While the attorney general’s office fell into disarray, with high turnover rates and controversy over political hires, Hawley’s taxpayer-paid staff met with political consultants perhaps more than a dozen times in the months leading up to his Senate campaign launch.
Key to Hawley’s rise were GOP heavy-hitters, especially Danforth. The former senator’s support was key to keeping U.S. Rep. Ann Wagner, R-Ballwin, out of the 2018 race.
On Thursday, Danforth was suffering from buyer’s remorse, declaring his support for Hawley’s 2018 Senate bid was the “worst mistake I have ever made in my life.”
But the criticism came from all quarters.
Cori Bush, the new representative from Missouri’s 1st Congressional District, called for Hawley’s removal from Congress. U.S. Rep. Alexandria Ocasio-Cortez, D-New York, said Hawley and Cruz should resign — or face expulsion.

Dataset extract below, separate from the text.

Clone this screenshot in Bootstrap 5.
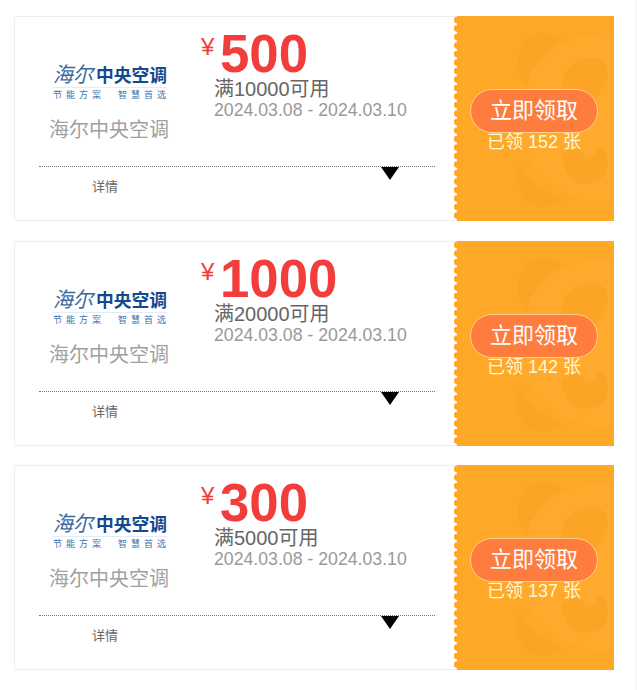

The vice chair of Missouri’s Democrats posted Hawley’s office phone numbers on Thursday in an effort to flood his lines with resignation calls.
State Rep. Shamed Dogan, R-Ballwin, called Hawley’s refusal to accept the legitimacy of Biden’s election was “an embarrassment.”
“I have never regretted a vote as much and as quickly as my vote for @HawleyMO in 2018,” Dogan said via Twitter.
Condemnation even came from the University of Missouri in Columbia, where Hawley had been a constitutional law professor. The Student Bar Association of the university’s School of Law issued a statement, calling on Hawley to resign: “Senator Hawley raised a fist in solidarity with insurrectionists who would … seek to rip the Constitution to shreds. He should resign immediately.”
J. Miles Coleman, associate editor for the Sabato’s Crystal Ball political newsletter at the University of Virginia, said he isn’t writing Hawley’s political obituary quite yet.
“We’ve seen this a lot during the Trump era: it’s the American public collectively has a very short memory,” he said.
Hawley might continue to act as an outlier within his caucus, similar in style to Cruz, who forced a government shutdown in 2013 in an ill-fated effort to defund the Affordable Care Act. Cruz nearly won the 2016 GOP presidential primary, losing only to Trump.
“We have had other times where other members have tried to kind of pull this type of thing,” Coleman said. “Not to this extent.”
Still, Coleman said he expects Democrats, and probably Republicans, to use the image of Hawley raising his fist toward protesters in ads for years.
“But I’m sort of hesitant to say that this is — that his political career is done,” he said.